Last May, Alibaba regained boardroom control from Yahoo Inc, formerly its biggest shareholder, buying back as much as half of Yahoo's previous stake. Incentives included in the deal to encourage Alibaba to go public are scheduled to expire by December 2015.
Alibaba said it has no plans to seek a public listing.
Qiu Lin, an Internet stock analyst at Guosen Securities Co Ltd in Hong Kong, said the company's latest decision to create so many business units may "make coordinating among the different business arms more difficult and increase management costs".
Ma said the recent restructuring is just a beginning and further changes will come in subsequent years.
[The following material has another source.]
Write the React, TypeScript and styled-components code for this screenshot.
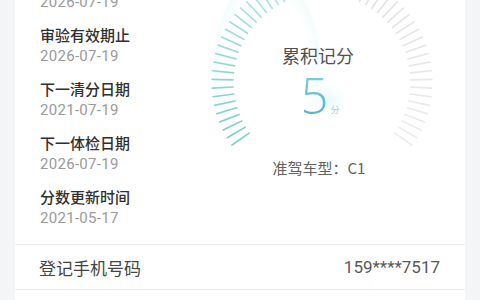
import React from 'react';
import styled, { createGlobalStyle } from 'styled-components';

const GlobalStyle = createGlobalStyle`
  html, body {
    margin: 0;
    padding: 0;
    background: #f4f5f7;
    font-family: "Noto Sans CJK SC", "Noto Sans", sans-serif;
    overflow: hidden;
  }
`;

const Page = styled.div`
  height: 300px;
  padding: 0 15px;
  overflow: hidden;
`;

const Card = styled.div`
  background: #ffffff;
  min-height: 340px;
  margin-top: -29px;
`;

const InfoSection = styled.div`
  display: flex;
  padding: 0 0 16px 25px;
`;

const InfoList = styled.div`
  width: 152px;
  display: flex;
  flex-direction: column;
  gap: 13px;
`;

const Item = styled.div`
  display: flex;
  flex-direction: column;
  gap: 1px;
`;

const Label = styled.div`
  font-size: 15px;
  line-height: 20px;
  color: #2f2f2f;
  font-weight: 500;
  white-space: nowrap;
`;

const DateText = styled.div`
  font-family: Roboto, "Noto Sans", sans-serif;
  font-size: 15px;
  line-height: 20px;
  letter-spacing: 0.3px;
  color: #9a9a9a;
`;

const Gauge = styled.div`
  position: relative;
  width: 260px;
  height: 215px;
  display: flex;
  flex-direction: column;
  align-items: center;
  padding-top: 72px;
  box-sizing: border-box;
`;

const Dial = styled.svg`
  position: absolute;
  left: 0;
  top: 0;
`;

const GaugeTitle = styled.div`
  position: relative;
  font-size: 18px;
  line-height: 24px;
  color: #505050;
  margin-left: -8px;
`;

const Score = styled.div`
  position: relative;
  display: flex;
  align-items: flex-end;
  margin-top: 4px;
  margin-left: -4px;
  height: 49px;
`;

const ScoreValue = styled.span`
  font-family: "Open Sans", Roboto, sans-serif;
  font-weight: 300;
  font-size: 49px;
  line-height: 49px;
  background: linear-gradient(180deg, #7fd0dd 0%, #4fb0c6 100%);
  -webkit-background-clip: text;
  background-clip: text;
  color: transparent;
`;

const ScoreUnit = styled.span`
  font-size: 9px;
  line-height: 12px;
  color: #9fd6dc;
  margin: 0 0 4px 2px;
`;

const CarType = styled.div`
  position: relative;
  margin-top: 38px;
  margin-left: -6px;
  font-size: 15px;
  line-height: 20px;
  color: #616161;
`;

const Row = styled.div`
  display: flex;
  align-items: center;
  justify-content: space-between;
  height: 46px;
  box-sizing: border-box;
  border-top: 1px solid #ececec;
  border-bottom: 1px solid #ececec;
  padding: 0 25px 0 24px;
`;

const RowLabel = styled.span`
  font-size: 17px;
  color: #444444;
`;

const RowValue = styled.span`
  font-family: Roboto, "Noto Sans", sans-serif;
  font-size: 17px;
  color: #585858;
`;

const items = [
  { label: '审验日期', date: '2026-07-19' },
  { label: '审验有效期止', date: '2026-07-19' },
  { label: '下一清分日期', date: '2021-07-19' },
  { label: '下一体检日期', date: '2026-07-19' },
  { label: '分数更新时间', date: '2021-05-17' },
];

const mix = (a: number[], b: number[], t: number) =>
  `rgb(${a.map((v, i) => Math.round(v + (b[i] - v) * t)).join(',')})`;

function DialTicks() {
  const cx = 130;
  const cy = 111;
  const rOut = 110;
  const rIn = 89;
  const count = 56;
  const span = 250;
  const split = 0.47;
  const ticks = [];
  for (let i = 0; i < count; i++) {
    const t = i / (count - 1);
    const deg = -span / 2 + t * span;
    const a = (deg * Math.PI) / 180;
    const s = Math.sin(a);
    const c = Math.cos(a);
    let color: string;
    if (t <= split) {
      color = mix([128, 204, 198], [178, 234, 238], t / split);
    } else {
      color = mix([222, 222, 222], [236, 236, 236], (t - split) / (1 - split));
    }
    ticks.push(
      <line
        key={i}
        x1={cx + rIn * s}
        y1={cy - rIn * c}
        x2={cx + rOut * s}
        y2={cy - rOut * c}
        stroke={color}
        strokeWidth={1.6}
        strokeLinecap="round"
      />
    );
  }
  return (
    <Dial width={260} height={215} viewBox="0 0 260 215">
      <defs>
        <radialGradient id="glow" cx="0.5" cy="0.5" r="0.5">
          <stop offset="0" stopColor="#e3f7f8" stopOpacity="0.9" />
          <stop offset="1" stopColor="#ffffff" stopOpacity="0" />
        </radialGradient>
        <radialGradient id="rim" cx="0.5" cy="0.5" r="0.5">
          <stop offset="0.72" stopColor="#ffffff" stopOpacity="0" />
          <stop offset="0.95" stopColor="#e6f8f8" stopOpacity="0.8" />
          <stop offset="1" stopColor="#ffffff" stopOpacity="0" />
        </radialGradient>
      </defs>
      <ellipse cx={135} cy={128} rx={26} ry={20} fill="url(#glow)" />
      <path
        d={`M ${cx} ${cy} L ${cx - 110} ${cy + 80} L ${cx - 110} ${cy - 110} L ${cx} ${cy - 110} Z`}
        fill="url(#rim)"
        opacity={0.6}
      />
      {ticks}
    </Dial>
  );
}

export default function App() {
  return (
    <>
      <GlobalStyle />
      <Page>
        <Card>
          <InfoSection>
            <InfoList>
              {items.map((it) => (
                <Item key={it.label}>
                  <Label>{it.label}</Label>
                  <DateText>{it.date}</DateText>
                </Item>
              ))}
            </InfoList>
            <Gauge>
              <DialTicks />
              <GaugeTitle>累积记分</GaugeTitle>
              <Score>
                <ScoreValue>5</ScoreValue>
                <ScoreUnit>分</ScoreUnit>
              </Score>
              <CarType>准驾车型：C1</CarType>
            </Gauge>
          </InfoSection>
          <Row>
            <RowLabel>登记手机号码</RowLabel>
            <RowValue>159****7517</RowValue>
          </Row>
        </Card>
      </Page>
    </>
  );
}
From the start of 2012 to Nov 30, the value of transactions on Taobao.com and Tmall.com, the two online shopping arms of Alibaba, came to 1 trillion yuan ($160 billion), an amount equal to about 2 percent of China's GDP in 2011.
For Nov 11, a day on which Alibaba holds an annual promotion, the two websites reported sales of 19.1 billion yuan. That was more than one and a half times the value of online sales recorded in the United States on so-called Cyber Monday, or Nov 26, the day following Thanksgiving weekend.